(Entries with page source code)
Start

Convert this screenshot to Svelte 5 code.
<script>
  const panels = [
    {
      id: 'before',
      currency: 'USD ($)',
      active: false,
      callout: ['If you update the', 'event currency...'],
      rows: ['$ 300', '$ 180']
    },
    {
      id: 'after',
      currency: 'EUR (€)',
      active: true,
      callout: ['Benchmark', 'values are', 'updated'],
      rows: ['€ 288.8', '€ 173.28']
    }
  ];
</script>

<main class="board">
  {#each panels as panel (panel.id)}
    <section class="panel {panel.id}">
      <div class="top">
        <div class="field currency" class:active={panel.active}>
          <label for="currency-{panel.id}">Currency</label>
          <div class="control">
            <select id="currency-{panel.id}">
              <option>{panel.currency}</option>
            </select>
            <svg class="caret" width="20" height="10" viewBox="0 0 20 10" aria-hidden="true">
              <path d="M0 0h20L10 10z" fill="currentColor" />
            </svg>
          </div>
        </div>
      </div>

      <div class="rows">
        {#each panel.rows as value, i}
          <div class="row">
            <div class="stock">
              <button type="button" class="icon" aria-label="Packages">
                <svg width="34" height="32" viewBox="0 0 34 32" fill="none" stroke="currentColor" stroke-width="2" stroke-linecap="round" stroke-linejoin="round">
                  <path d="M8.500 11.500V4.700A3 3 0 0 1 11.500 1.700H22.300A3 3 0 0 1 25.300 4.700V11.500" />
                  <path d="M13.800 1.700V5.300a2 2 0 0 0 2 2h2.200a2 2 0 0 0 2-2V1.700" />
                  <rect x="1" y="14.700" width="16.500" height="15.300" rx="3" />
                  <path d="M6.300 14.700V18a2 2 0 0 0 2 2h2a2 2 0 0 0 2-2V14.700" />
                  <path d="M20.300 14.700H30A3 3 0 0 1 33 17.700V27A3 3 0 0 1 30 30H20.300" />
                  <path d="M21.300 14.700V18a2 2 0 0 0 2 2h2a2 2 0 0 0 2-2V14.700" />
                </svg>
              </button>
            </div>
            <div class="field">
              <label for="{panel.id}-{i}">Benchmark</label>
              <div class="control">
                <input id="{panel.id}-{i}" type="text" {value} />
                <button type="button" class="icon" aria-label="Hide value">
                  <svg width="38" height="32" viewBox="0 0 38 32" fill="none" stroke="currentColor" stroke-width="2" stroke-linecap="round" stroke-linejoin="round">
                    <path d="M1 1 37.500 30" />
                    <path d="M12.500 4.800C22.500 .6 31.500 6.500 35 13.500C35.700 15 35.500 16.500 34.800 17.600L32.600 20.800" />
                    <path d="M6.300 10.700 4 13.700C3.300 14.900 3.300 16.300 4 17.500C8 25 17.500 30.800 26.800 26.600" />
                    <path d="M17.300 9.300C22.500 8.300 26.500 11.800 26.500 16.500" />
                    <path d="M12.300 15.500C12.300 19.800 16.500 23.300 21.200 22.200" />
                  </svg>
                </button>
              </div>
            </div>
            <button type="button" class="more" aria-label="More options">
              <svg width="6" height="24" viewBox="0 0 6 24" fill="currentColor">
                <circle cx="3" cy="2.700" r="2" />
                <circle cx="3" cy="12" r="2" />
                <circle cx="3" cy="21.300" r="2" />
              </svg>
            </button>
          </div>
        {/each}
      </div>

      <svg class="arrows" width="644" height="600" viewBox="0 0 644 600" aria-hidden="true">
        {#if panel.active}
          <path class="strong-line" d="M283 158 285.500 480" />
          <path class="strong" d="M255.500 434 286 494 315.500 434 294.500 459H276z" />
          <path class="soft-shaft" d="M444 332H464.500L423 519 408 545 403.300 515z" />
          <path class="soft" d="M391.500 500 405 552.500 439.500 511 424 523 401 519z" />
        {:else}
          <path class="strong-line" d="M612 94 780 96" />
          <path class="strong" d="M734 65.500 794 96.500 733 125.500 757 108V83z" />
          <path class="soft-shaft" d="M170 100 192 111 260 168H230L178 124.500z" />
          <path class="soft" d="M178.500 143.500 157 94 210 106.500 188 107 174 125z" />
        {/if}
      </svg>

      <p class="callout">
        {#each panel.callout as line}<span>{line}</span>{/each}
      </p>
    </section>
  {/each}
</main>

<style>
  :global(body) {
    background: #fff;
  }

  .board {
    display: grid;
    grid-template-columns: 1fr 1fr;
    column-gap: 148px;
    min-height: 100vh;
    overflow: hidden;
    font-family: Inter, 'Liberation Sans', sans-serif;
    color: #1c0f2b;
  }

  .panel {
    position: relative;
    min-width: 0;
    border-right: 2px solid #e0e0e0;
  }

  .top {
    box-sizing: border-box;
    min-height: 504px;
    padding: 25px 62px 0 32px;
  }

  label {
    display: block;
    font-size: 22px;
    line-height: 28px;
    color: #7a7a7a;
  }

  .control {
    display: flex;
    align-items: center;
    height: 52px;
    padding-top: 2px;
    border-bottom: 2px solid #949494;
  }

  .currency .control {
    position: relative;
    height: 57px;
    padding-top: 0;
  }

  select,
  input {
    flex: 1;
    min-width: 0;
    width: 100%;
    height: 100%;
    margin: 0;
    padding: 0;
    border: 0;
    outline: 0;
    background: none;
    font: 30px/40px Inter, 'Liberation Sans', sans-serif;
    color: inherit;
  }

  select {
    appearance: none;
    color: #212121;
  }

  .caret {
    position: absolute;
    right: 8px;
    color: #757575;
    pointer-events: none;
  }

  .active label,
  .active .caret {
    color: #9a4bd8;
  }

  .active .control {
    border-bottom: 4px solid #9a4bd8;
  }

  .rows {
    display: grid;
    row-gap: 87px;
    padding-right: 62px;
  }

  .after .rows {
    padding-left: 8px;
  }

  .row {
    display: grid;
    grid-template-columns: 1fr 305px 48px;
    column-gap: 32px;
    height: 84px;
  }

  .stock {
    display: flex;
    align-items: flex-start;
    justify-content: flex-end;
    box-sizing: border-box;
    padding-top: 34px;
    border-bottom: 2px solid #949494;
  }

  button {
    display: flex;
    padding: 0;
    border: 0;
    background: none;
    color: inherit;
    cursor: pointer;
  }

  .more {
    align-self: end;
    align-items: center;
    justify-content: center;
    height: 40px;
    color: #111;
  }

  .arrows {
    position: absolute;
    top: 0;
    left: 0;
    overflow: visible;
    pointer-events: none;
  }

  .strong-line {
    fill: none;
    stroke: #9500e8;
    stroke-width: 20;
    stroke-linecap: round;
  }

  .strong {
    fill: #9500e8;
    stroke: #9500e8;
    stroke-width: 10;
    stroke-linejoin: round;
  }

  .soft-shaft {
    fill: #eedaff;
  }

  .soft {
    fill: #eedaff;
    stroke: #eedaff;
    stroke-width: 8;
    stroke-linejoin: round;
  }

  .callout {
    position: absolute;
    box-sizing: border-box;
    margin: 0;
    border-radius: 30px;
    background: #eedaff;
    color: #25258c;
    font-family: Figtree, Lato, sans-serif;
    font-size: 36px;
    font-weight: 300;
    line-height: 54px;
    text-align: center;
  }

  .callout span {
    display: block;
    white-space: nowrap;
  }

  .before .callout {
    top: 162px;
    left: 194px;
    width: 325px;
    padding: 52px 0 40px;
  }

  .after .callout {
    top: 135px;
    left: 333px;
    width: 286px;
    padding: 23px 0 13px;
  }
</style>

End
Start

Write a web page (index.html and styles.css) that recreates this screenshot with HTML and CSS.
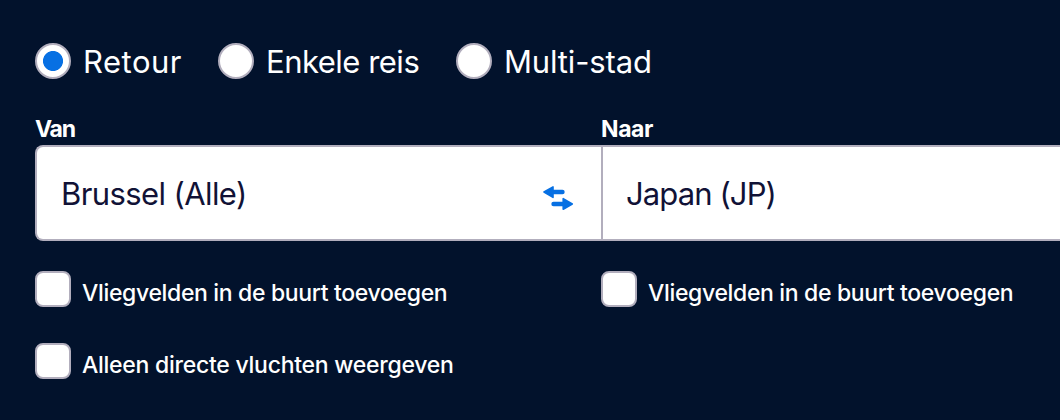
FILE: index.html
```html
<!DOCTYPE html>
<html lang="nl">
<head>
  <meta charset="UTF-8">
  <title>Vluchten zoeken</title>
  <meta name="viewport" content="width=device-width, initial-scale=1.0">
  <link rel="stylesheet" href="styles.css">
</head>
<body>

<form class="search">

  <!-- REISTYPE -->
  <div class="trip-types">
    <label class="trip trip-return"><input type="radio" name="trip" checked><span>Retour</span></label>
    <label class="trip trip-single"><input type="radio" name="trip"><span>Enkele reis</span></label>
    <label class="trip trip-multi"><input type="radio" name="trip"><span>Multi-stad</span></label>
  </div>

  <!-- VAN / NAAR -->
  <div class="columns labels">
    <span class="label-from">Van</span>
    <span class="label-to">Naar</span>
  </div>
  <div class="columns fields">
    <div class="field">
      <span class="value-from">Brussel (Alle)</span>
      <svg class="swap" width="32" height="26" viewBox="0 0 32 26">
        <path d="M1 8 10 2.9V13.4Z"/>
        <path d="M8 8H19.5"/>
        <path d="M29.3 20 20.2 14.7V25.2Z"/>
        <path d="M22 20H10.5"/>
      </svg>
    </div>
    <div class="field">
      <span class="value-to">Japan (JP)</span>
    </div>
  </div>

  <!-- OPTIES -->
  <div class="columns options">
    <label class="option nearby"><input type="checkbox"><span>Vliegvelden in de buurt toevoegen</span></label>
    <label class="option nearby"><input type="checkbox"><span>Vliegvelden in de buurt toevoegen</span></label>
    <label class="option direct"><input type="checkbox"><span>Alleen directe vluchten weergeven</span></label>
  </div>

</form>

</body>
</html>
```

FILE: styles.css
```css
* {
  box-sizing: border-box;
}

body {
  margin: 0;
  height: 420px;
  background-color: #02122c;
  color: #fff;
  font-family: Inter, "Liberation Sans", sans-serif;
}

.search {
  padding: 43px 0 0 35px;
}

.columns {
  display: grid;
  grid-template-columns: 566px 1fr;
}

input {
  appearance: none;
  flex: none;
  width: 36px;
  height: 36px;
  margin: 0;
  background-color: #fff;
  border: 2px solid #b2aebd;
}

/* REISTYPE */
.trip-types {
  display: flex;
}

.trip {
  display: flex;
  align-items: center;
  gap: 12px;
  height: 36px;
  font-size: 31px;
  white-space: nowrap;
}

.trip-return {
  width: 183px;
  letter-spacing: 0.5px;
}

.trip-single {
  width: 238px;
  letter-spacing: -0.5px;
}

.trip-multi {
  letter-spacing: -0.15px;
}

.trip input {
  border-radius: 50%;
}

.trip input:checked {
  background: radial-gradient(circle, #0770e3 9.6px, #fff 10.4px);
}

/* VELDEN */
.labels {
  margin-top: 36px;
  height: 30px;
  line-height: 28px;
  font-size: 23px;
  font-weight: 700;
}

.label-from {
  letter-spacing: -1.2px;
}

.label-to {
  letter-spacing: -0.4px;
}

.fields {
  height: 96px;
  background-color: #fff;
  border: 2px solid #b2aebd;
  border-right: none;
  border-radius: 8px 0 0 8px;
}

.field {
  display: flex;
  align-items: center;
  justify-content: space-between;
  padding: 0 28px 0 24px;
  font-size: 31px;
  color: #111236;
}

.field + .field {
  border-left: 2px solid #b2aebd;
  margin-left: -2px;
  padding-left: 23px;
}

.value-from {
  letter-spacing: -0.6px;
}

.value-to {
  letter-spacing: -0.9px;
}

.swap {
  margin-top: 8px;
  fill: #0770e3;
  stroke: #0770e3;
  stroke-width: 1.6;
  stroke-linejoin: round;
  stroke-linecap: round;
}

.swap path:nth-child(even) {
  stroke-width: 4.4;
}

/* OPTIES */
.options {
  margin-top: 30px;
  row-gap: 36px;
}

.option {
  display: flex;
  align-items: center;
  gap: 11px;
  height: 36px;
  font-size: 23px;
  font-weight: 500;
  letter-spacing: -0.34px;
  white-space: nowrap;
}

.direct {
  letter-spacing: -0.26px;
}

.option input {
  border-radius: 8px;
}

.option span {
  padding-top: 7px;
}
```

End
Start

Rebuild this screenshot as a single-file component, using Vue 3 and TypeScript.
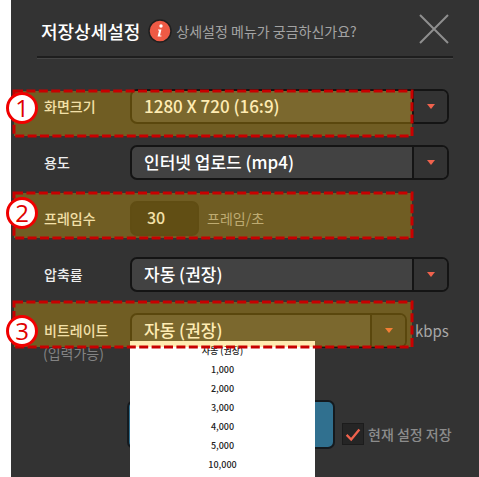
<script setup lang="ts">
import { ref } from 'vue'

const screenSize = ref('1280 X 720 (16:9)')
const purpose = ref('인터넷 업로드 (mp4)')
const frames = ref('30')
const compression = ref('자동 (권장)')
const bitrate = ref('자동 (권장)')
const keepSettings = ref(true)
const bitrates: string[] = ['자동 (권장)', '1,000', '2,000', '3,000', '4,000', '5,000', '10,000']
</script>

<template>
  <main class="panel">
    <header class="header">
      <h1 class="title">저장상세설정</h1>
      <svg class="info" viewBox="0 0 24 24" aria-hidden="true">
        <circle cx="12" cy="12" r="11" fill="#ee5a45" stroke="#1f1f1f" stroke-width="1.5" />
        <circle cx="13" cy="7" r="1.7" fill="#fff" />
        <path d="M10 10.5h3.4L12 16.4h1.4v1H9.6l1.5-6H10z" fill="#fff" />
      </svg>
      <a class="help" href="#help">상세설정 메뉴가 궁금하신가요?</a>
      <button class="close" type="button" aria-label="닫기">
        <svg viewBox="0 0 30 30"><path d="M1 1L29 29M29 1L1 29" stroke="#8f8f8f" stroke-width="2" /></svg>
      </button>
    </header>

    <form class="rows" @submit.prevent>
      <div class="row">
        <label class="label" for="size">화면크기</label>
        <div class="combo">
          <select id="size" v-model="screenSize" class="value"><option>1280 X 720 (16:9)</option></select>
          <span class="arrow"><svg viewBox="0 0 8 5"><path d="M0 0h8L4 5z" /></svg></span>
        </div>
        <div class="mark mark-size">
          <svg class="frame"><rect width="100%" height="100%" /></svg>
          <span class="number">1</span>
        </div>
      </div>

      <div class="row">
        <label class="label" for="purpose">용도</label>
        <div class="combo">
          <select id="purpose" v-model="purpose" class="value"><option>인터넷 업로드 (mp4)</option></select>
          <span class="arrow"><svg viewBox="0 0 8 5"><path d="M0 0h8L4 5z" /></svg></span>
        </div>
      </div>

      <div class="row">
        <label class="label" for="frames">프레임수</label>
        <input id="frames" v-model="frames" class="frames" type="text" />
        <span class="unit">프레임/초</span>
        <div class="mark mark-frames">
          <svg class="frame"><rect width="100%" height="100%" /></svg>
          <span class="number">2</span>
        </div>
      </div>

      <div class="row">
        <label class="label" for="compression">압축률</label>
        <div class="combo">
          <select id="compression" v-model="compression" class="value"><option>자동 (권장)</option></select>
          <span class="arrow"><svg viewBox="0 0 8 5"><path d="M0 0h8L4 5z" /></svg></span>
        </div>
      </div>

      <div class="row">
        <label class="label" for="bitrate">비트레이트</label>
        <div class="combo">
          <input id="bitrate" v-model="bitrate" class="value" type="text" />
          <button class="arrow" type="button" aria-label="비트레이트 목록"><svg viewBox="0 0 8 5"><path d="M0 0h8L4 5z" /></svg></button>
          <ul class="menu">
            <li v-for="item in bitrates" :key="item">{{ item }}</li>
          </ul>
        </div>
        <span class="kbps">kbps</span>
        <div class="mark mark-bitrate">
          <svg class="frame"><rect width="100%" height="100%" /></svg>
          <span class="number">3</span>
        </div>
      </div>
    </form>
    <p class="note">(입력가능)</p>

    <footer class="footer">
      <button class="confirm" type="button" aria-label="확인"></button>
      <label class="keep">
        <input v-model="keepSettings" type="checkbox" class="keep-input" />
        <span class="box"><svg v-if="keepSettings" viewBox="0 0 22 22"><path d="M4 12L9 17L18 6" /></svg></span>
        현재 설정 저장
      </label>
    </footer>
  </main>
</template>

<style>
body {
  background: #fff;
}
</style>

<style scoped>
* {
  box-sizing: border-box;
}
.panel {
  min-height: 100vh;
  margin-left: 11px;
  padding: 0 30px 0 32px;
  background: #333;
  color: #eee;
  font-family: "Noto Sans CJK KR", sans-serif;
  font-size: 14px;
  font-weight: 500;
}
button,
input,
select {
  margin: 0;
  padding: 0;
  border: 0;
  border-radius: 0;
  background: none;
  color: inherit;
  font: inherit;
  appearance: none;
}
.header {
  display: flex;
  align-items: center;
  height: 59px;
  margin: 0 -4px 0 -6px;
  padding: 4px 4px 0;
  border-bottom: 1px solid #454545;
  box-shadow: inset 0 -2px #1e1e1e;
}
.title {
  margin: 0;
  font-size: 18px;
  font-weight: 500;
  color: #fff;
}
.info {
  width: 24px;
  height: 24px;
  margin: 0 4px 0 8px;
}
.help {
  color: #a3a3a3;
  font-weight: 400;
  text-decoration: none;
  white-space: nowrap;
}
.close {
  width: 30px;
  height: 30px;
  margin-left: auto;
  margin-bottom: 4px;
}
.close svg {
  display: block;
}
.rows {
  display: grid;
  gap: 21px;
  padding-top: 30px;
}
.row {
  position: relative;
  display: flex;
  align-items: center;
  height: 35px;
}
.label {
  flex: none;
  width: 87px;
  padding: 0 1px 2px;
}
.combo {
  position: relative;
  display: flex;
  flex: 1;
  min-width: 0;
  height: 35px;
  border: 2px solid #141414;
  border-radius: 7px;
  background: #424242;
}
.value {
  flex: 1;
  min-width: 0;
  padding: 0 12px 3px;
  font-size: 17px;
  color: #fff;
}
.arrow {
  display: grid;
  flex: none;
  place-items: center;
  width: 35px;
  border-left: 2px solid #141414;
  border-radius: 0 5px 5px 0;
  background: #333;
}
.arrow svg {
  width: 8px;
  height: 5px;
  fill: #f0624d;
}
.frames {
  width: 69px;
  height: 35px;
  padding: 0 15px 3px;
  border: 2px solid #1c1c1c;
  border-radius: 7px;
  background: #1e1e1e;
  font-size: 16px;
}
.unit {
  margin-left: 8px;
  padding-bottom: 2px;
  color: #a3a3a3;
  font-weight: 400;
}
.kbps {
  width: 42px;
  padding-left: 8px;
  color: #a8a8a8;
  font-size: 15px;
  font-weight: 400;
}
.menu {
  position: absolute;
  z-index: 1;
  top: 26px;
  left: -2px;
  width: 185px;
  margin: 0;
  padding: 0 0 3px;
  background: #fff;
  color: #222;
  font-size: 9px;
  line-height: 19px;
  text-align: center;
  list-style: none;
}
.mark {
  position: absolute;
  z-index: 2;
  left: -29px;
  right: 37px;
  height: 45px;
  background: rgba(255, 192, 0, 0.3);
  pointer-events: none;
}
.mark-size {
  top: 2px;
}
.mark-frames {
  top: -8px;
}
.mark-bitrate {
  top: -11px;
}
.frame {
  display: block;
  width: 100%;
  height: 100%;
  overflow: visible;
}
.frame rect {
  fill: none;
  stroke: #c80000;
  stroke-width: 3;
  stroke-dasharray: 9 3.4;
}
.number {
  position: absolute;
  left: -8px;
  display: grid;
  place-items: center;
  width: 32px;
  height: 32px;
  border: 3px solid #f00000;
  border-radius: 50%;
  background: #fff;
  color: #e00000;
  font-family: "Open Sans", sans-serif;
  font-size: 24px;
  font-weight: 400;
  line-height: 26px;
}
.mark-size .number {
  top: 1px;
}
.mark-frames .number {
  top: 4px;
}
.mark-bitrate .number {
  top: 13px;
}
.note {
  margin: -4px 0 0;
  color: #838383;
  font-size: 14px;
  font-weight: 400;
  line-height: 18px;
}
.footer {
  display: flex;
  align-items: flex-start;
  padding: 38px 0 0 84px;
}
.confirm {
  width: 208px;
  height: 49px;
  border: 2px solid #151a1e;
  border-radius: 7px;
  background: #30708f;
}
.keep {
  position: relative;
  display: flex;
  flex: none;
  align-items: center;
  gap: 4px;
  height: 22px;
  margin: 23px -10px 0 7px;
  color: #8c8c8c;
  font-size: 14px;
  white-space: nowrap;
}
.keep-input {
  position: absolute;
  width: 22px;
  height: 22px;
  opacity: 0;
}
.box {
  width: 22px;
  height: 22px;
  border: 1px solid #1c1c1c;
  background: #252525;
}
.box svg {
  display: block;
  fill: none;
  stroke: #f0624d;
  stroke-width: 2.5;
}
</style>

End

**Exercise requirements**:
Return all lines of the material above in which the word "index" occurs.

**Full answer**:
Write a web page (index.html and styles.css) that recreates this screenshot with HTML and CSS.
FILE: index.html
  z-index: 1;
  z-index: 2;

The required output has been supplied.